Actually, I'm not really in
that bad a mood. I mean, I was earlier, but now I've been to yoga and gotten some exercise, so I feel better. I don't know what it is, I just feel this sort of general malaise. I think I can track it pretty accurately to a couple of things. In November I was all full of purpose because I was doing the book, and I was very driven. Stressed, but with purpose.
And then the month ended. And the project was done. And I had my birthday, which is always a time for me to reassess my life. And this past Monday it snowed, which is just...ugh. I start to feel all closed in and trapped and tight when it gets cold, and I just have to sit at my desk and do my pointless job, and I start dreaming that I had enough guts to just sell my condo and flee to Fiji and...I don't know...teach scuba diving. I don't know what it is. I just get this itch at this time of the year, and I find myself sort of dissatsified with everything.
So I have to list the good things in my life. And I'm not talking big things like my family and friends. I'm talking about the little things that help me get through the week.
1. Comfort food. I'm talkin' risotto, mac and cheese, pizza, sushi, thai food.
2. The return of Project Runway. Yes, today. (But please, what is Daniel Franco doing back?) Tim Gunn makes me happy.
3. Good books. Thank god for the library, and for the fact that I have a lot of stuff on my shelves, both things that I've read before that could take a re-reading, and things that I haven't read yet. I feel like with the cold weather setting in, I should tackle something really imposing and long.
4. Wait! Wait! Don't Tell Me and This American Life. Must hear radio on Saturdays. I feel incomplete when I don't get to hear these shows.
5. Rediscovering old music. Finding my Gin Blossoms CD, They Might Be Giants, and hey, is that my copy of Pink Floyd The Wall? Bring it on! Sometimes I forget how music can make me feel. It can take me back to a time in my life that was different, or I find new siginificance in the music. It's not secret that I love cheesy, trashy Europop. Usually it's a no-brainer for lifting my spirits, but for some reason I'm not going for it right now. Maybe I should, though.
7. The gym. A must have. I remember in high school having a friend who elected not to take gym his junior year (since it wasn't required), and he regretted it because he got hyper and nervous during the day, and having gym class helped him blow it off an focus. I have become that sort of person. I get short tempered and annoyed when I don't get enough exercise. And then I go to the gym and I magically feel better. It's like natural crack or something.

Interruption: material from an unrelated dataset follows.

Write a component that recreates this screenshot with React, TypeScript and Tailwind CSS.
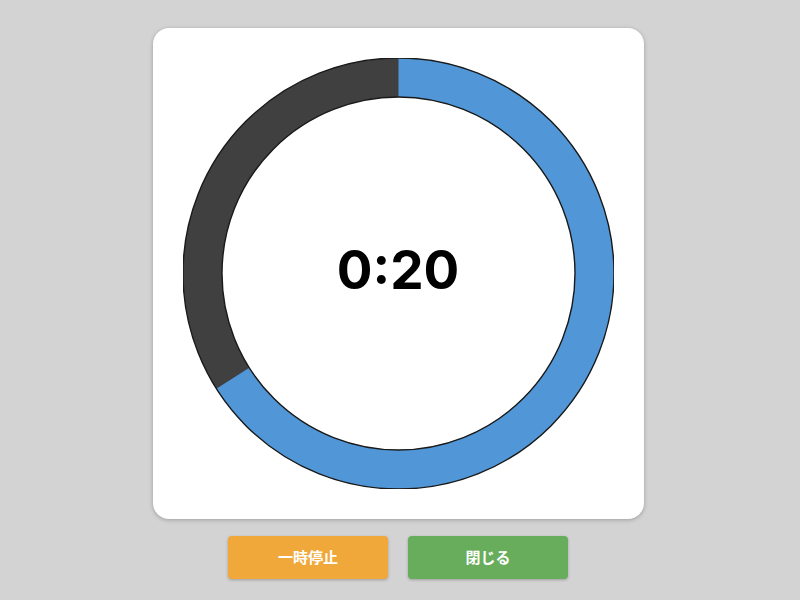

8. Diet Coke. My lifeline.
9. Netflix. It's like I don't have to keep my list of things that I want to see in my head anymore, because Netflix has yet to not have what I want. Not only have I been able to catch up on shows that I wasn't able to see due to lack of cable, or scheduling conflicts, but also get to see movies that I missed in the theatre.
10. Seeing movies in the theatre. I know, I could rent it, but there's something about the big screen and the group experience that has a huge attraction for me. Plus the colors are more vibrant, images are more striking, and action is more exciting on the big screen.
11. Live theatre. Ditto to the movie experience, except I can't see it on netflix. You snooze, you lose.
12. Speaking of snoozing, sleep. I'm disgracefully low on it.
13. Yoga. Though I miss my old teacher terribly. I don't like doing fourteen sun salutations, speeding through balance poses, and holding stretches for only three seconds. I end up not feeling relaxed and stretched, which is sort of what I'm after. The answer, of course, is home practice.
Man. I need a lot in my life to get by.